'''

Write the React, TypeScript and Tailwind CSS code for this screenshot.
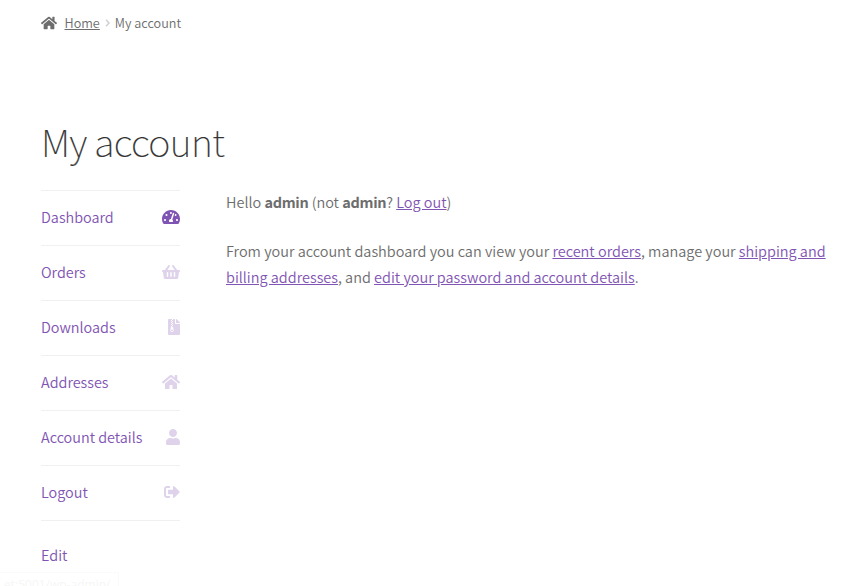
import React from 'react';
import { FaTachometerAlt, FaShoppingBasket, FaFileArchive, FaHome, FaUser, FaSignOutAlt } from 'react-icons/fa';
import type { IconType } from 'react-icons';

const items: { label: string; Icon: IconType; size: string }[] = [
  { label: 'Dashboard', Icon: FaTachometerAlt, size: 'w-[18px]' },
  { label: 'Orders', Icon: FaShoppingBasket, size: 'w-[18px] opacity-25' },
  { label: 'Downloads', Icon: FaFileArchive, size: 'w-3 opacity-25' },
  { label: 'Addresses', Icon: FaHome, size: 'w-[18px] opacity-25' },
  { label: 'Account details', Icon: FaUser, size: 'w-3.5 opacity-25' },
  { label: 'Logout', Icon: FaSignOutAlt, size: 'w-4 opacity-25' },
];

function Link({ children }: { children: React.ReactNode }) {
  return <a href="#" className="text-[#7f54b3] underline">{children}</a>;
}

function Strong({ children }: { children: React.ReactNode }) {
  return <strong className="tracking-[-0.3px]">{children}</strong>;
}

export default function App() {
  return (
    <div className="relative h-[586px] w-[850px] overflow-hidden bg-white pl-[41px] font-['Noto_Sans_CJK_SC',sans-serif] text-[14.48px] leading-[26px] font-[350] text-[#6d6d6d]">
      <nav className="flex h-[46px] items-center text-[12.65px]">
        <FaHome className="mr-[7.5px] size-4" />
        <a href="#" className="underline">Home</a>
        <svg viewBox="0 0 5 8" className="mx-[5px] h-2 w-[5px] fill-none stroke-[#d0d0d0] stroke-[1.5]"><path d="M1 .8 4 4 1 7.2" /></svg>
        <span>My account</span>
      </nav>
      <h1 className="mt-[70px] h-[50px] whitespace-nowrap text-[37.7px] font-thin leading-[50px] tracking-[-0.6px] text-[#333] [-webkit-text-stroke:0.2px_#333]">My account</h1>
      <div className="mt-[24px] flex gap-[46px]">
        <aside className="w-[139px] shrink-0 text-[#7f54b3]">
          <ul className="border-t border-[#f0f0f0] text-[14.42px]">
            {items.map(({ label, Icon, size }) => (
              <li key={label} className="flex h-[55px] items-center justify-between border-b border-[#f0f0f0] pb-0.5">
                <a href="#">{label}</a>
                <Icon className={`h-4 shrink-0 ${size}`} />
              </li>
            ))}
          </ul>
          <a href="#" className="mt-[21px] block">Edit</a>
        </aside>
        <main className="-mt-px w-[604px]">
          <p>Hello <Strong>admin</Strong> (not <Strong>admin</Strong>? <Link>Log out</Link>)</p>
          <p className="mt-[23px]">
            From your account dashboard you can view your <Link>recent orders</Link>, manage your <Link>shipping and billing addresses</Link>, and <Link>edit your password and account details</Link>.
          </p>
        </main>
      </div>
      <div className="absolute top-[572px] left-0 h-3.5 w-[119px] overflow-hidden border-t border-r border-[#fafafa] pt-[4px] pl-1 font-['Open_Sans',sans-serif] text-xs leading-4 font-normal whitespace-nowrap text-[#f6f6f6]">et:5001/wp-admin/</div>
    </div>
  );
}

'''

- Set exercise -
Leaving out the pictures, repeat the data above exactly.

- Written response -
Write the React, TypeScript and Tailwind CSS code for this screenshot.
import React from 'react';
import { FaTachometerAlt, FaShoppingBasket, FaFileArchive, FaHome, FaUser, FaSignOutAlt } from 'react-icons/fa';
import type { IconType } from 'react-icons';

const items: { label: string; Icon: IconType; size: string }[] = [
  { label: 'Dashboard', Icon: FaTachometerAlt, size: 'w-[18px]' },
  { label: 'Orders', Icon: FaShoppingBasket, size: 'w-[18px] opacity-25' },
  { label: 'Downloads', Icon: FaFileArchive, size: 'w-3 opacity-25' },
  { label: 'Addresses', Icon: FaHome, size: 'w-[18px] opacity-25' },
  { label: 'Account details', Icon: FaUser, size: 'w-3.5 opacity-25' },
  { label: 'Logout', Icon: FaSignOutAlt, size: 'w-4 opacity-25' },
];

function Link({ children }: { children: React.ReactNode }) {
  return <a href="#" className="text-[#7f54b3] underline">{children}</a>;
}

function Strong({ children }: { children: React.ReactNode }) {
  return <strong className="tracking-[-0.3px]">{children}</strong>;
}

export default function App() {
  return (
    <div className="relative h-[586px] w-[850px] overflow-hidden bg-white pl-[41px] font-['Noto_Sans_CJK_SC',sans-serif] text-[14.48px] leading-[26px] font-[350] text-[#6d6d6d]">
      <nav className="flex h-[46px] items-center text-[12.65px]">
        <FaHome className="mr-[7.5px] size-4" />
        <a href="#" className="underline">Home</a>
        <svg viewBox="0 0 5 8" className="mx-[5px] h-2 w-[5px] fill-none stroke-[#d0d0d0] stroke-[1.5]"><path d="M1 .8 4 4 1 7.2" /></svg>
        <span>My account</span>
      </nav>
      <h1 className="mt-[70px] h-[50px] whitespace-nowrap text-[37.7px] font-thin leading-[50px] tracking-[-0.6px] text-[#333] [-webkit-text-stroke:0.2px_#333]">My account</h1>
      <div className="mt-[24px] flex gap-[46px]">
        <aside className="w-[139px] shrink-0 text-[#7f54b3]">
          <ul className="border-t border-[#f0f0f0] text-[14.42px]">
            {items.map(({ label, Icon, size }) => (
              <li key={label} className="flex h-[55px] items-center justify-between border-b border-[#f0f0f0] pb-0.5">
                <a href="#">{label}</a>
                <Icon className={`h-4 shrink-0 ${size}`} />
              </li>
            ))}
          </ul>
          <a href="#" className="mt-[21px] block">Edit</a>
        </aside>
        <main className="-mt-px w-[604px]">
          <p>Hello <Strong>admin</Strong> (not <Strong>admin</Strong>? <Link>Log out</Link>)</p>
          <p className="mt-[23px]">
            From your account dashboard you can view your <Link>recent orders</Link>, manage your <Link>shipping and billing addresses</Link>, and <Link>edit your password and account details</Link>.
          </p>
        </main>
      </div>
      <div className="absolute top-[572px] left-0 h-3.5 w-[119px] overflow-hidden border-t border-r border-[#fafafa] pt-[4px] pl-1 font-['Open_Sans',sans-serif] text-xs leading-4 font-normal whitespace-nowrap text-[#f6f6f6]">et:5001/wp-admin/</div>
    </div>
  );
}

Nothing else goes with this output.